Incroyable révélation chicagoane, ce premier album de The National Trust, qui n’avait jusqu’à présent publié qu’un seul 45t sur Thrill Jockey, sera avec In the afternoon de L’Altra (toujours Chicago) le disque majeur américain de ce premier semestre 2002. Conçu comme une sorte de mille-feuilles musical, avec parfois 35 pistes de voix sur un seul morceau, cet album a été enregistré sur une durée de deux ans, grâce, selon la légende, aux subsides de gains réalisés à Las Vegas. Les neuf compositions de Neil Rosario sont magnifiquement épaulées par les talents de producteur et de batteur/percussionniste de Brian Deck (déjà repéré chez Red Red Meat, Califone, Modest Mouse et Him). Cet album épique a donc été mûri durant de longs mois dans les studios Clava et Engine, pour un résultat qui s’avère aussi savoureux qu’un antipasti de tomates, longuement séchées, avec amour.
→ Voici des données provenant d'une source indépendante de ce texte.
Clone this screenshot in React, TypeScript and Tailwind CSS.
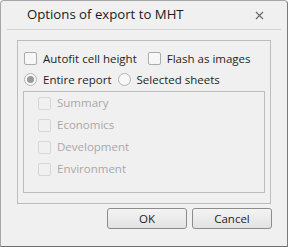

Making love (in the natural light), un titre déjà paru sur 45t est un long morceau où s’entremêlent couches de voix, d’harmonies et d’orgues, pour un résultat aussi beau que son titre, où se croisent les Rascals, David Crosby, Colin Blunstone ou Free Design. Le son est prodigieux, jusqu’à 70 pistes ayant ici été utilisées à fort bon escient et non pas en pur gâchis technologique comme certaines oeuvres ampoulées peuvent parfois l’être. Le reste de l’album est d’un niveau exceptionnel, notamment du point de vue vocal, le chant de Rosario rappelant tout aussi bien le falsetto de Curtis Mayfield que les intonations de Sam Prekop de The Sea & Cake, deux autres illustres ressortissants chicagoans.

Dekkagar, s’il possède ses moments plus rock comme la fin, toutes guitares en avant, de Lachrymosa, est avant tout une magnifique oeuvre de musique pop, plus mélodique (superbe Neverstop avec ses riffs de guitare blaxploitation) que symphonique. Si les références sont parfois évidentes (Steely Dan, Blue Magic, United States of America ou même les High Llamas…), elles n’en demeurent pas moins de simples aubades printanières, tant l’univers de Rosario reste unique dans sa complexité multipistes et sa plastique irréprochable. Un album parfait, osons l’avouez.